> [Exercise prompt] Search the listing below for the string "page" and copy every line where it occurs.
┌─ Data excerpt
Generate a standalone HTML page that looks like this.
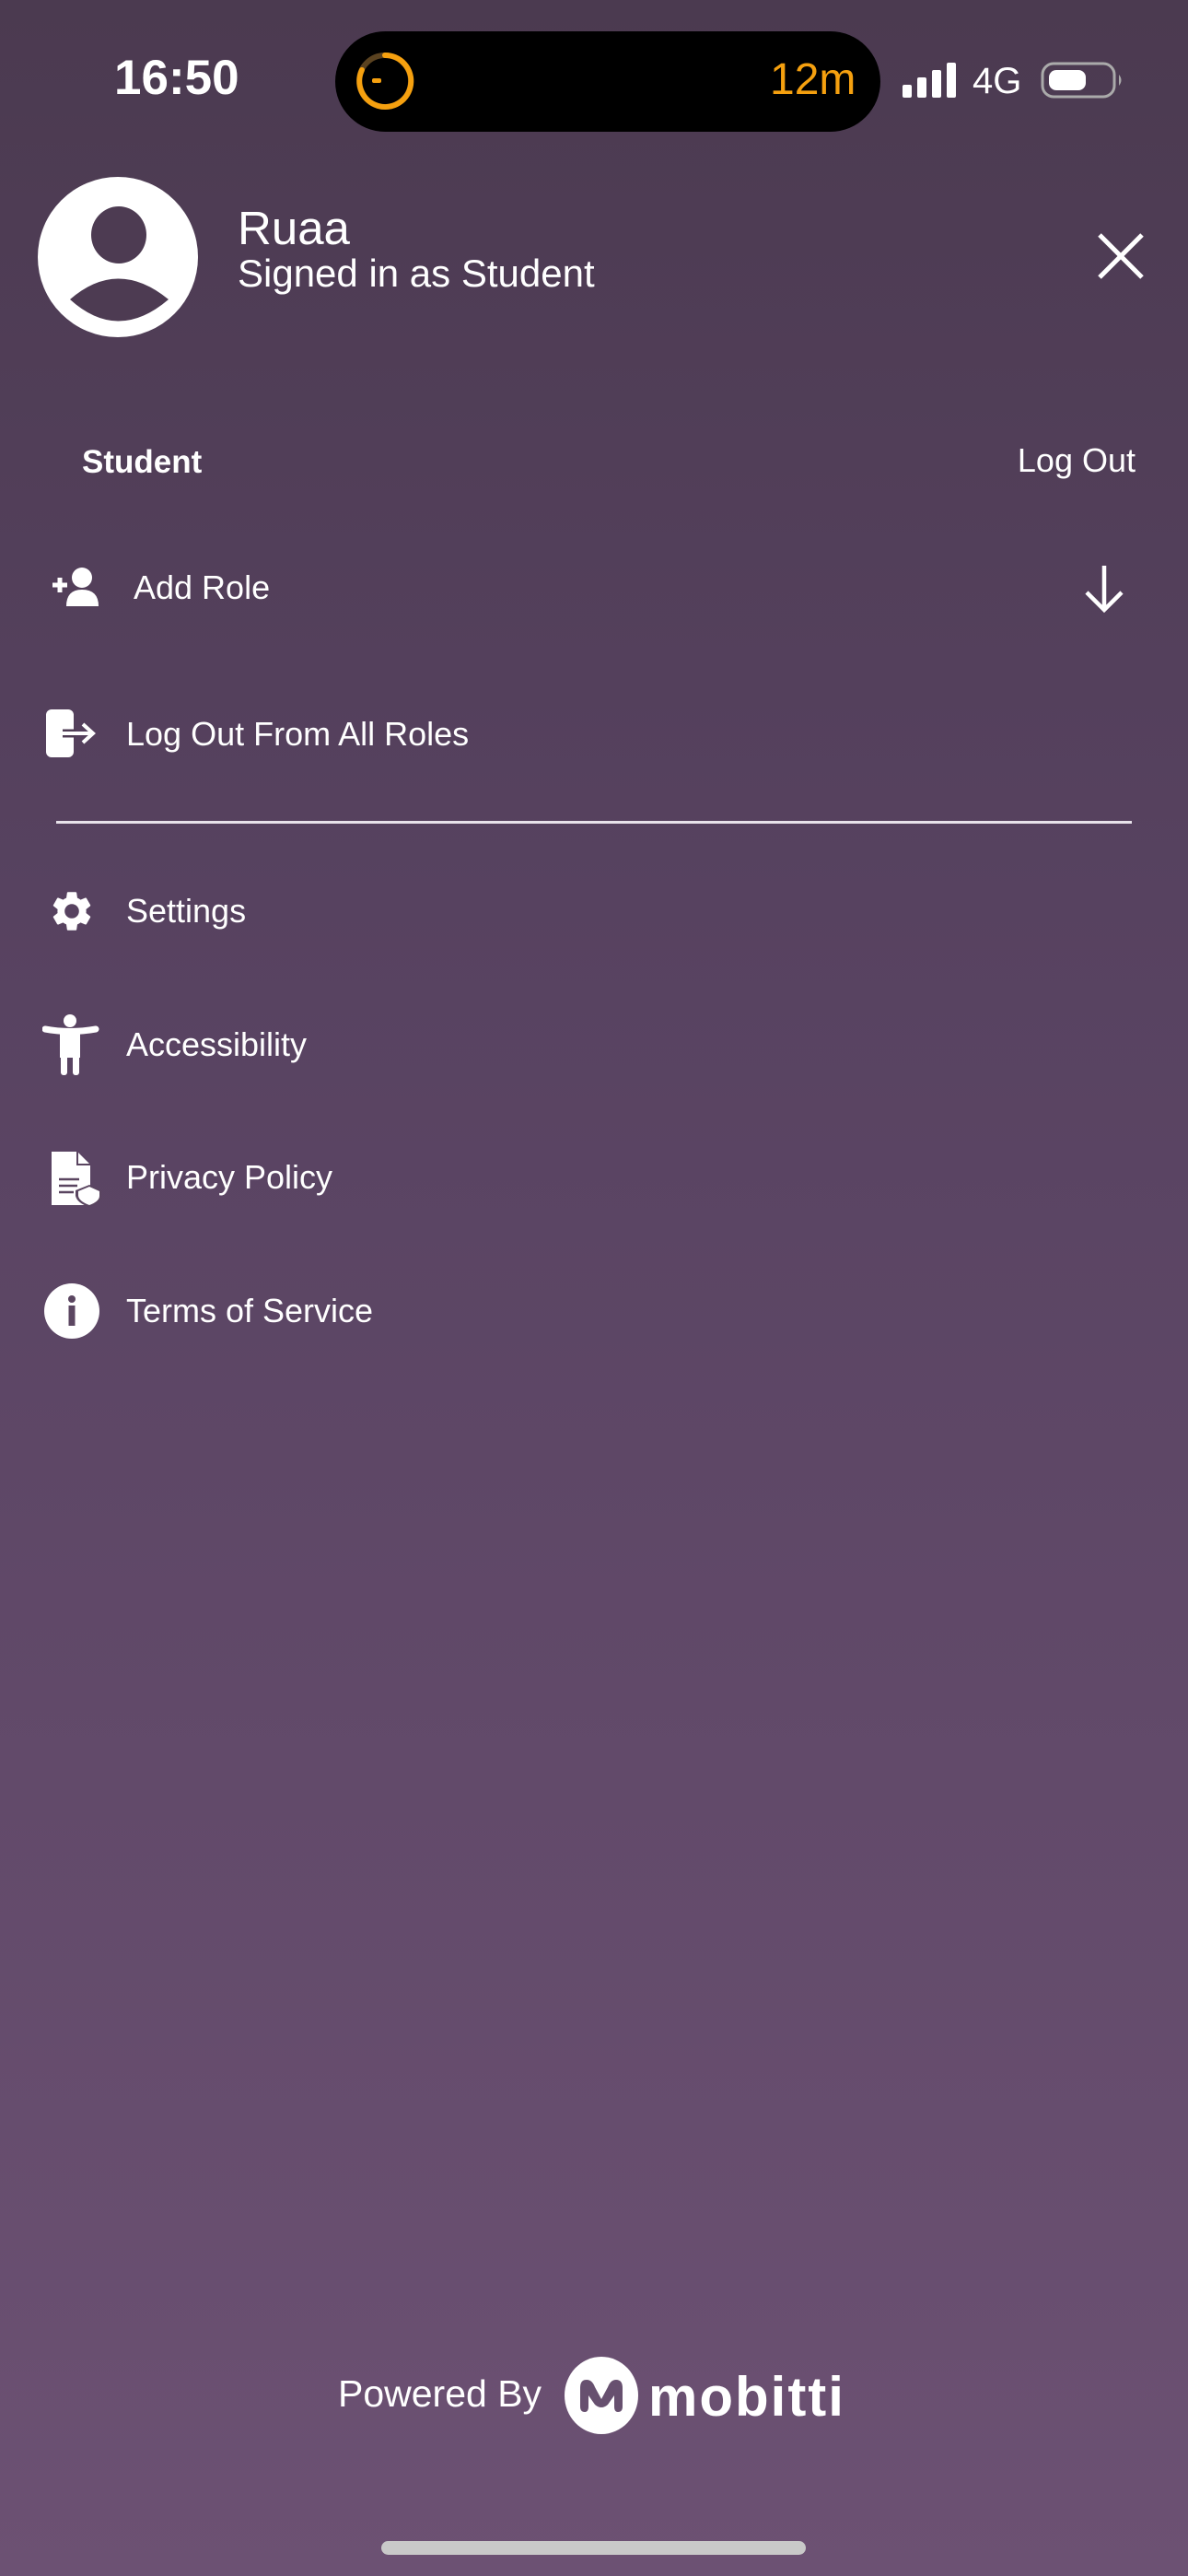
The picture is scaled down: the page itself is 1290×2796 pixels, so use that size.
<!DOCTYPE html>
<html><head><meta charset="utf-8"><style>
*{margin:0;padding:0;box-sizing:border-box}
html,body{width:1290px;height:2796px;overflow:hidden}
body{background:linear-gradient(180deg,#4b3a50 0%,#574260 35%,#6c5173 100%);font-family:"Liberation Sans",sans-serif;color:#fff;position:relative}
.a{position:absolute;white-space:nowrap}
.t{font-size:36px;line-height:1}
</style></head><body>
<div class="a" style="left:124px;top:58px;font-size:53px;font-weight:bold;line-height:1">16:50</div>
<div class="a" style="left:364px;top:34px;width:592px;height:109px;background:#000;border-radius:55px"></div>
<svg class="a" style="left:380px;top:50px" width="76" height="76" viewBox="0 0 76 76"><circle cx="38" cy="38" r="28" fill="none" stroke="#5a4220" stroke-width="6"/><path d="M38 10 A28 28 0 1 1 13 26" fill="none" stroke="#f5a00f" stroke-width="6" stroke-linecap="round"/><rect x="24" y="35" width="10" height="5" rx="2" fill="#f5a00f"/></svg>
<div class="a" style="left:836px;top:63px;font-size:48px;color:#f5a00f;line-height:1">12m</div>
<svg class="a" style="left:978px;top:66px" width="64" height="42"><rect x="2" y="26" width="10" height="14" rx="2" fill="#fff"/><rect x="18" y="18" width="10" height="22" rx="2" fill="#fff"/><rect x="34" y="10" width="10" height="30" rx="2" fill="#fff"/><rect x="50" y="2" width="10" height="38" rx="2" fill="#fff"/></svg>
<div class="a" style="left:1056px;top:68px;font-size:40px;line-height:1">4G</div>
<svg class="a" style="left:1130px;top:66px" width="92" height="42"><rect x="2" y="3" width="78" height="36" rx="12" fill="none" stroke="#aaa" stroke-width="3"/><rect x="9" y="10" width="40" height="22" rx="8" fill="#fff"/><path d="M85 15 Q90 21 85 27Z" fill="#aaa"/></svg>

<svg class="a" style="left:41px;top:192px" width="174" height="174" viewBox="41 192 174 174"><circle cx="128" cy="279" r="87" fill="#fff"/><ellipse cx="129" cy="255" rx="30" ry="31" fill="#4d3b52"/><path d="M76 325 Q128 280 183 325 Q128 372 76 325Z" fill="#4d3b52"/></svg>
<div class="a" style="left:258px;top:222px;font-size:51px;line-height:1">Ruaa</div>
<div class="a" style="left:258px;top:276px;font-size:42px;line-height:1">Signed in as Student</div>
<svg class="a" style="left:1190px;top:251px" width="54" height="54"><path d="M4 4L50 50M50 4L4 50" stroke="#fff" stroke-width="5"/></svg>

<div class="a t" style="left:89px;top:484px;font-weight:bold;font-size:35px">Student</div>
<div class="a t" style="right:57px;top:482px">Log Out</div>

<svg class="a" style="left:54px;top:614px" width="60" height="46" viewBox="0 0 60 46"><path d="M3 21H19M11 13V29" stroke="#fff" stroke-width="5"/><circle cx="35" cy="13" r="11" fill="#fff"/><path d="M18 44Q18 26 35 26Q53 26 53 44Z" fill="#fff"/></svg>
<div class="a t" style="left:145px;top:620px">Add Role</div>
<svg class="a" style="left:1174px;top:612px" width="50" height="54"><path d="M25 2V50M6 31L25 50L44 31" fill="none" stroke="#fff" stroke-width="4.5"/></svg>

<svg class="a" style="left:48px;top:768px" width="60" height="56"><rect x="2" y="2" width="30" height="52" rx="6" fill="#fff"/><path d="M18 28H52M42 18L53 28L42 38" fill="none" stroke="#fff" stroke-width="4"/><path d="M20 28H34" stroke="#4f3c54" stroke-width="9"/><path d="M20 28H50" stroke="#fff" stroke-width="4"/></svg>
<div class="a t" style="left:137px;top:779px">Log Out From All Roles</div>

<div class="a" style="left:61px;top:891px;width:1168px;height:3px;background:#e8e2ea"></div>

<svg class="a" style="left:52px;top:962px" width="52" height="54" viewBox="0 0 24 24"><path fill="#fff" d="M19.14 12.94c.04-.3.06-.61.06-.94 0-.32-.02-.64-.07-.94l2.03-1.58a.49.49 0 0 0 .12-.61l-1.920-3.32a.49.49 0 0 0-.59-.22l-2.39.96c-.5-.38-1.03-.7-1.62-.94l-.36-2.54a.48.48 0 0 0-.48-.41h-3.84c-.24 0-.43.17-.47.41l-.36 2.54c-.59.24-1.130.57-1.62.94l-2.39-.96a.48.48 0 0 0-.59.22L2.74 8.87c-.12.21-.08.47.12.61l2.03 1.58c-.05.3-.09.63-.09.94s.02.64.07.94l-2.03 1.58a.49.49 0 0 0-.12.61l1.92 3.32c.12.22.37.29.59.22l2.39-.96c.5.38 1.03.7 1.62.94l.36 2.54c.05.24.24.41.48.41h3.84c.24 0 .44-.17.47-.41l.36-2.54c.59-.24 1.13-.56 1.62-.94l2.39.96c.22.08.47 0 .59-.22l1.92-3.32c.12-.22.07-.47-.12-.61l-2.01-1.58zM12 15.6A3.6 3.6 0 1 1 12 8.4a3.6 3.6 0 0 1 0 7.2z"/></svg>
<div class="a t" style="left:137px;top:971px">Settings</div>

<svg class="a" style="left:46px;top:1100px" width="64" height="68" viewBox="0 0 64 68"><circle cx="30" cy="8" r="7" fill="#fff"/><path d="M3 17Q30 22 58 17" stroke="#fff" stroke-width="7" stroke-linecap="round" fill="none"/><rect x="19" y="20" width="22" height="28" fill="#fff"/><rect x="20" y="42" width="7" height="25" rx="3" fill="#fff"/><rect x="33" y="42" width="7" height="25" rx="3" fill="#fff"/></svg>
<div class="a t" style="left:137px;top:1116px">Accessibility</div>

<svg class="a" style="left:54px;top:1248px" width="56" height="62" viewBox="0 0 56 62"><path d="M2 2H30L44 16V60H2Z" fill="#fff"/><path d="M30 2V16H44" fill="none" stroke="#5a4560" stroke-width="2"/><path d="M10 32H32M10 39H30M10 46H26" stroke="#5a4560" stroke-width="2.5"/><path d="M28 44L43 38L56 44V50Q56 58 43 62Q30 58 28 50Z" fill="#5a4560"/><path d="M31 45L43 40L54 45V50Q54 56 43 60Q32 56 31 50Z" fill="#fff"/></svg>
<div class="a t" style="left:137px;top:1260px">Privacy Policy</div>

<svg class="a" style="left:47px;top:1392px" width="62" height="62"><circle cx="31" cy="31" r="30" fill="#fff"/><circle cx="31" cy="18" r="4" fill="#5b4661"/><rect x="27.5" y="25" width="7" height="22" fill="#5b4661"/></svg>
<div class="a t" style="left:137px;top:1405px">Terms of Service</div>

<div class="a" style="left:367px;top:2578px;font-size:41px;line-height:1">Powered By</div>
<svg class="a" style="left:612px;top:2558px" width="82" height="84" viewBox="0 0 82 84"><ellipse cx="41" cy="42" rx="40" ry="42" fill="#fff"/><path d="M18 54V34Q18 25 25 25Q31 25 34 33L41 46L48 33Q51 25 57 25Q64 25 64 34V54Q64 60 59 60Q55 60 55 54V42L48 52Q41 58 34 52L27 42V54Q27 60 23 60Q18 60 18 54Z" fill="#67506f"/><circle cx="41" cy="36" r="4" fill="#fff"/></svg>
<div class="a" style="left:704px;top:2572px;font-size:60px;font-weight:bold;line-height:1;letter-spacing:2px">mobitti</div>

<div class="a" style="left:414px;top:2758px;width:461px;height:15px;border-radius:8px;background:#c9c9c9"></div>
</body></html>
└─
> [Solution]
Generate a standalone HTML page that looks like this.
The picture is scaled down: the page itself is 1290×2796 pixels, so use that size.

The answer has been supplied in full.